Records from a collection
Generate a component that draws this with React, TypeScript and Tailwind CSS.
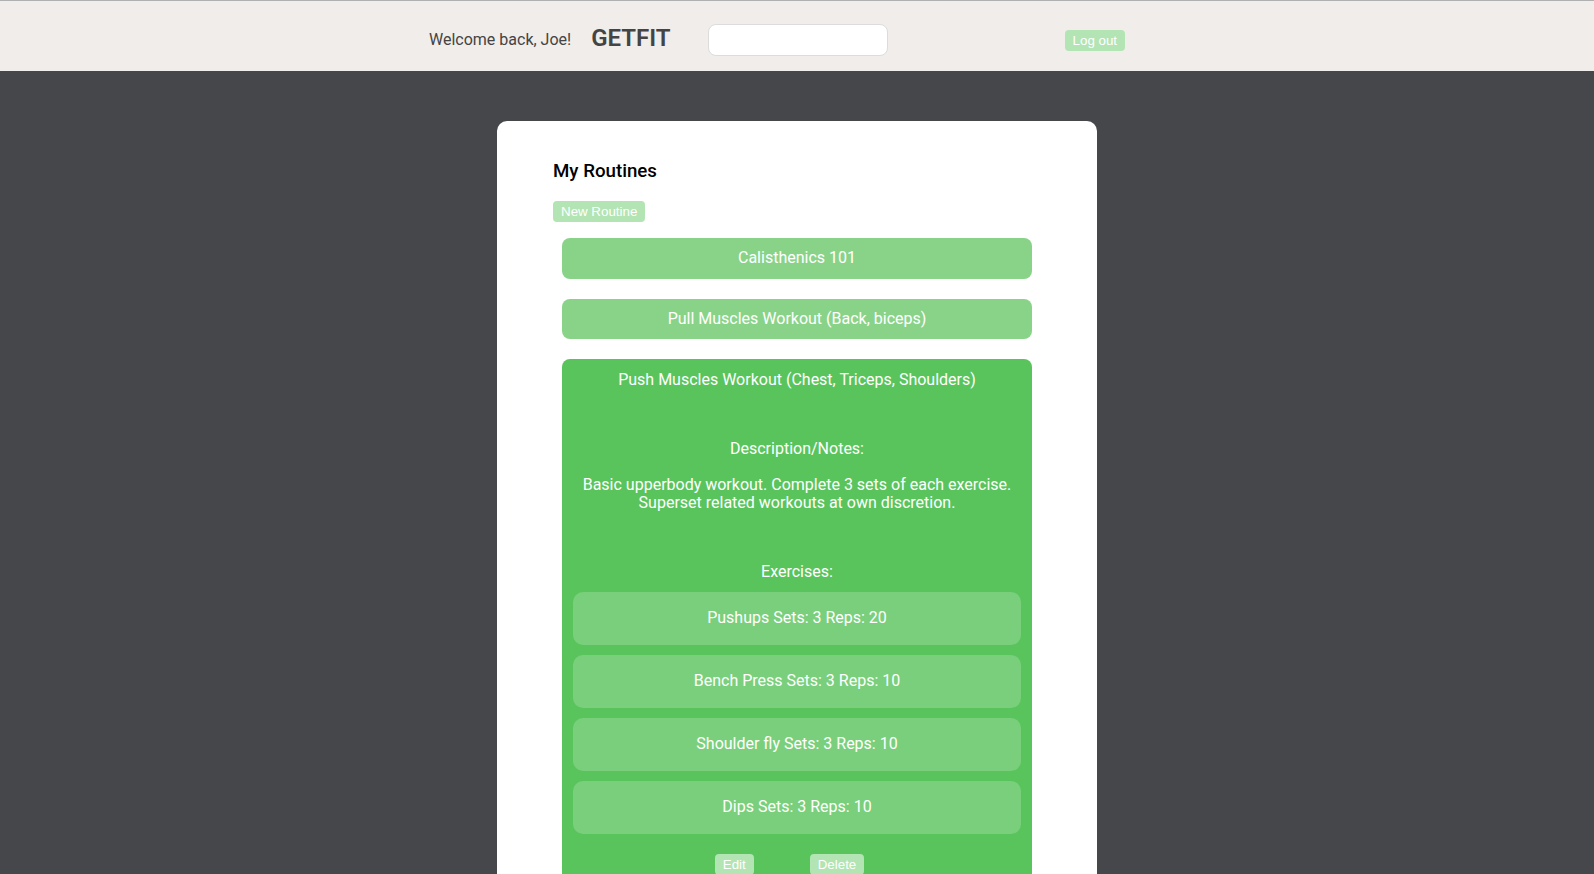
import React from "react"

const exercises = [
  "Pushups Sets: 3 Reps: 20",
  "Bench Press Sets: 3 Reps: 10",
  "Shoulder fly Sets: 3 Reps: 10",
  "Dips Sets: 3 Reps: 10",
]

function SmallButton({ children }: { children: React.ReactNode }) {
  return (
    <button className="rounded-[4px] border-2 border-[#b3e4b4] bg-[#b3e4b4] px-[6px] py-px font-['Liberation_Sans',Arial,sans-serif] text-[13.33px] leading-[15px] text-white">
      {children}
    </button>
  )
}

export default function App() {
  return (
    <div className="min-h-screen bg-[#46474b] font-['Roboto',sans-serif] leading-[1.17]">
      {/* Header */}
      <header className="flex h-[71px] items-center border-t border-[#b0b0b0] bg-[#f0edea] pl-[429px]">
        <span className="mt-[8px] text-[16px] text-[#444]">Welcome back, Joe!</span>
        <span className="ml-[20px] mt-[4px] text-[24px] font-semibold text-[#444]">GETFIT</span>
        <input className="ml-[37px] mt-[8px] h-[32px] w-[180px] rounded-[8px] border border-[#dcdcdc] bg-white" />
        <div className="ml-[177px] mt-[8px] flex">
          <SmallButton>Log out</SmallButton>
        </div>
      </header>

      {/* Card */}
      <main className="flex justify-center pt-[50px]">
        <div className="w-[600px] rounded-[10px] bg-white pb-10 pt-[40px]">
          <h2 className="pl-[56px] text-[18.72px] font-medium text-black">My Routines</h2>
          <div className="mt-[18px] flex pl-[56px]">
            <SmallButton>New Routine</SmallButton>
          </div>

          <div className="mt-[16px] flex flex-col gap-[20px] px-[65px]">
            <div className="rounded-[8px] bg-[#89d389] p-[11px] text-center text-[16px] text-white">
              Calisthenics 101
            </div>
            <div className="rounded-[8px] bg-[#89d389] p-[11px] text-center text-[16px] text-white">
              Pull Muscles Workout (Back, biceps)
            </div>
            <div className="rounded-[8px] bg-[#59c45c] px-[11px] pt-[12px] pb-[11px] text-center text-[16px] text-white">
              <div>Push Muscles Workout (Chest, Triceps, Shoulders)</div>
              <div className="mt-[50px]">Description/Notes:</div>
              <p className="mt-[17px]">
                Basic upperbody workout. Complete 3 sets of each exercise.
                <br />
                Superset related workouts at own discretion.
              </p>
              <div className="mt-[50px]">Exercises:</div>
              <div className="mt-[10px] flex flex-col gap-[10px]">
                {exercises.map((e) => (
                  <div key={e} className="flex h-[53px] items-center justify-center rounded-[10px] bg-[#79cf7b]">
                    {e}
                  </div>
                ))}
              </div>
              <div className="mt-[20px] flex justify-center gap-[56px] pr-[15px]">
                <SmallButton>Edit</SmallButton>
                <SmallButton>Delete</SmallButton>
              </div>
            </div>
          </div>
        </div>
      </main>
    </div>
  )
}
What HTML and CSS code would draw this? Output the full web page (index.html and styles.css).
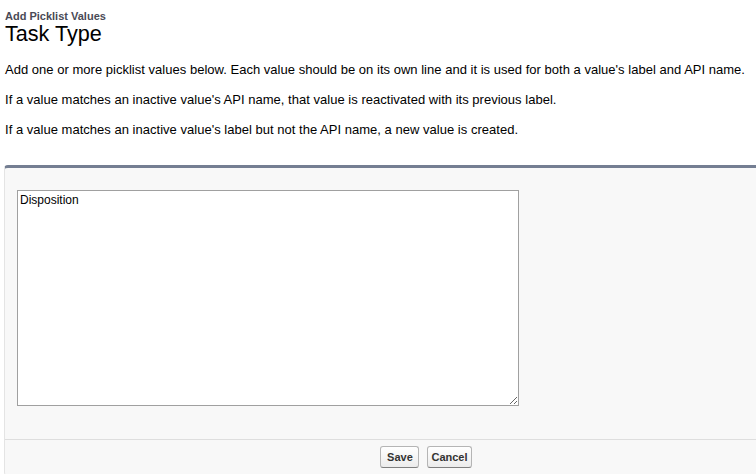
FILE: index.html
```html
<!DOCTYPE html>
<html>
<head>
<meta charset="utf-8">
<link rel="stylesheet" href="styles.css">
</head>
<body>
<div class="page">
  <div class="header">
    <div class="eyebrow">Add Picklist Values</div>
    <h1 class="title">Task Type</h1>
  </div>
  <div class="intro">
    <p>Add one or more picklist values below. Each value should be on its own line and it is used for both a value's label and API name.</p>
    <p>If a value matches an inactive value's API name, that value is reactivated with its previous label.</p>
    <p>If a value matches an inactive value's label but not the API name, a new value is created.</p>
  </div>
  <div class="panel-clip">
    <div class="panel">
      <div class="panel-body">
        <textarea class="values">Disposition</textarea>
      </div>
      <div class="panel-footer">
        <button class="btn">Save</button>
        <button class="btn">Cancel</button>
      </div>
    </div>
  </div>
</div>
</body>
</html>
```

FILE: styles.css
```css
html, body {
  margin: 0;
  padding: 0;
  overflow: hidden;
  background: #ffffff;
}
body {
  font-family: "Liberation Sans", Arial, sans-serif;
  color: #000;
}
.page {
  padding: 0 0 0 4px;
}
.header {
  padding: 10px 0 0 1px;
}
.eyebrow {
  font-size: 11px;
  font-weight: bold;
  color: #4a4a56;
  line-height: 13px;
}
.title {
  margin: 0;
  font-size: 21.6px;
  font-weight: normal;
  line-height: 22px;
  color: #000;
}
.intro {
  padding: 17px 0 0 1px;
}
.intro p {
  margin: 0 0 15px 0;
  font-size: 13px;
  line-height: 15px;
  letter-spacing: 0.02px;
}
.panel-clip {
  overflow: hidden;
  margin-top: 28px;
}
.panel {
  width: 842px;
  background: #f8f8f8;
  border-top: 3px solid #747e92;
  border-left: 1px solid #e4e4e4;
  border-radius: 4px 0 0 4px;
}
.panel-body {
  padding: 22px 0 0 12px;
  height: 272px;
  box-sizing: border-box;
  border-bottom: 1px solid #dedede;
}
.values {
  display: block;
  width: 502px;
  height: 216px;
  box-sizing: border-box;
  margin: 0;
  padding: 2px 2px;
  border: 1px solid #a0a0a0;
  font-family: "Liberation Sans", Arial, sans-serif;
  font-size: 12px;
  line-height: 14px;
  color: #000;
  background: #fff;
  resize: both;
}
.panel-footer {
  display: flex;
  justify-content: center;
  gap: 8px;
  padding: 6px 0 6px 0;
  height: 36px;
  box-sizing: border-box;
}
.btn {
  height: 22px;
  min-width: 39px;
  padding: 0 3px;
  font-family: "Liberation Sans", Arial, sans-serif;
  font-size: 11px;
  font-weight: bold;
  color: #333;
  background: linear-gradient(#ffffff, #ececec);
  border: 1px solid #b5b5b5;
  border-bottom-color: #7f7f7f;
  border-radius: 3px;
}
```
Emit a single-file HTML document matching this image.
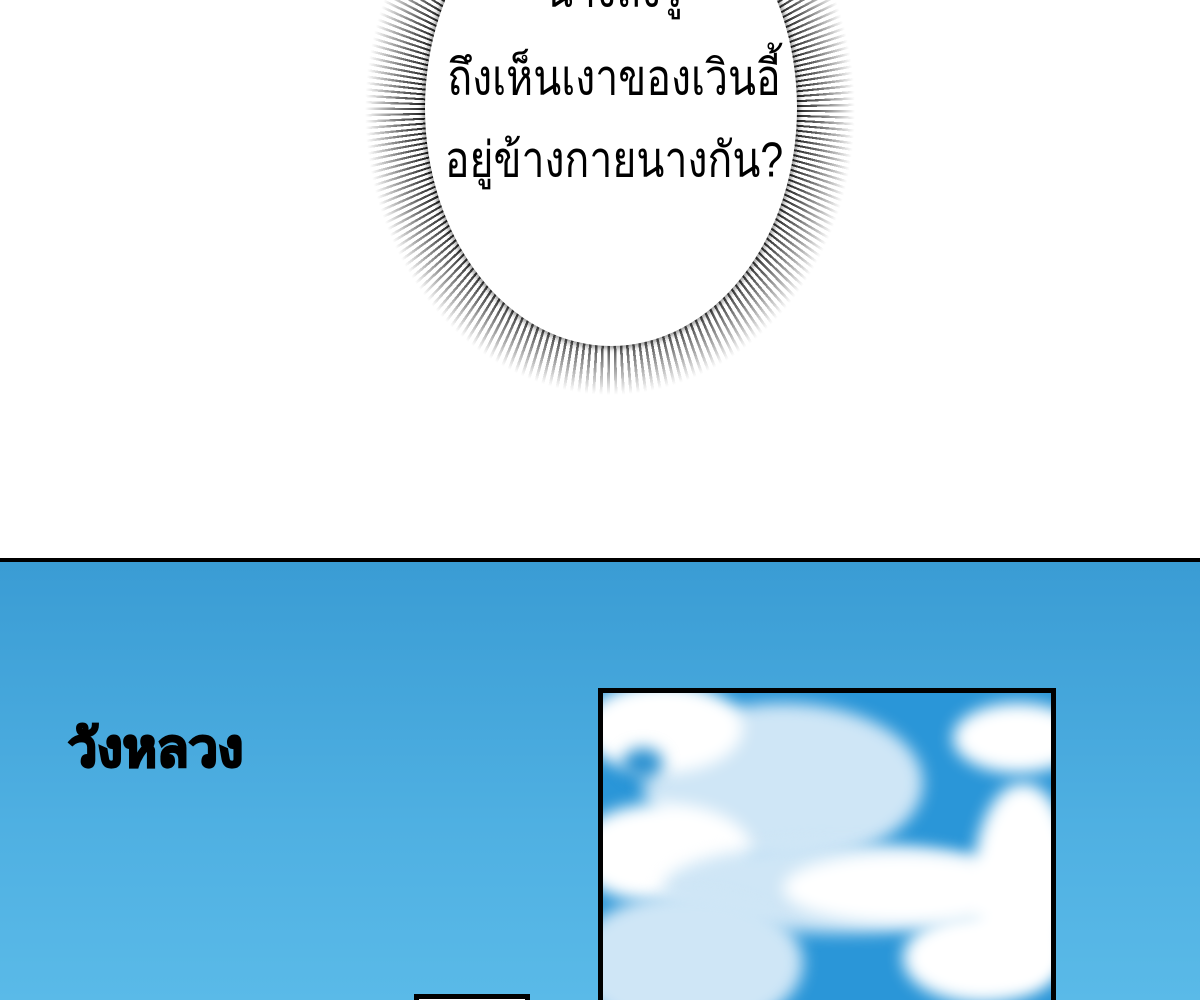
<!DOCTYPE html>
<html><head><meta charset="utf-8"><style>
html,body{margin:0;width:1200px;height:1000px;overflow:hidden}
body{background:#fff;position:relative;font-family:"Liberation Sans","Noto Sans CJK SC",sans-serif}
.spk{position:absolute;left:365px;top:-175px;width:490px;height:570px;border-radius:50%;
background:repeating-conic-gradient(from 0deg at 50% 50%,#000 0deg 0.6deg,transparent 0.6deg 1.5deg);
-webkit-mask:radial-gradient(closest-side,#000 72%,rgba(0,0,0,.6) 85%,transparent 100%);mask:radial-gradient(closest-side,#000 72%,rgba(0,0,0,.6) 85%,transparent 100%)}
.bub{position:absolute;left:425px;top:-130px;width:372px;height:476px;border-radius:50%;background:#fff;box-shadow:0 0 6px 2px rgba(0,0,0,.5)}
.t{position:absolute;left:14px;width:1200px;text-align:center;font-size:41px;color:#000;font-family:"Liberation Sans","Noto Sans CJK SC","WenQuanYi Zen Hei",sans-serif;transform:scaleY(1.2)}
.sky{position:absolute;left:0;top:558px;width:1200px;height:442px;border-top:4px solid #000;background:linear-gradient(#3a9cd4,#4fb0e2 60%,#5abae8)}
.lbl{position:absolute;left:68px;top:706px;font-size:52px;font-weight:bold;color:#000;-webkit-text-stroke:2.5px #000}
.frame{position:absolute;left:598px;top:688px;width:448px;height:320px;border:5px solid #000;background:#2a96d8;overflow:hidden}
.c{position:absolute;border-radius:50%;background:#fff;filter:blur(8px)}
.l{background:#cfe6f6}
</style></head><body>
<div class="spk"></div>
<div class="bub"></div>
<div class="t" style="top:-42px">นางถึงรู้</div>
<div class="t" style="top:46px">ถึงเห็นเงาของเวินอี้</div>
<div class="t" style="top:128px">อยู่ข้างกายนางกัน?</div>
<div class="sky"></div>
<div class="lbl">วังหลวง</div>
<div class="frame">
<div class="c l" style="left:40px;top:10px;width:280px;height:160px"></div>
<div class="c" style="left:-20px;top:-10px;width:160px;height:90px"></div>
<div class="c" style="left:-30px;top:110px;width:180px;height:100px"></div>
<div class="c l" style="left:60px;top:150px;width:360px;height:90px"></div>
<div class="c" style="left:180px;top:160px;width:240px;height:70px"></div>
<div class="c" style="left:350px;top:10px;width:130px;height:70px"></div>
<div class="c" style="left:370px;top:90px;width:100px;height:200px"></div>
<div class="c l" style="left:-30px;top:200px;width:230px;height:140px"></div>
<div class="c" style="left:300px;top:220px;width:160px;height:90px"></div>
<div class="c" style="left:20px;top:55px;width:40px;height:30px;background:#2a90d0"></div>
</div>
<div style="position:absolute;left:414px;top:994px;width:116px;height:10px;background:#000"></div>
<div style="position:absolute;left:419px;top:999px;width:106px;height:5px;background:#fff"></div>
</body></html>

• _WORK INSTRUCTIONS_
Copy out every line where the word "that" occurs.

• _REPLY_
Generate a component that draws this with React, TypeScript and Tailwind CSS.
    <p>If a value matches an inactive value's API name, that value is reactivated with its previous label.</p>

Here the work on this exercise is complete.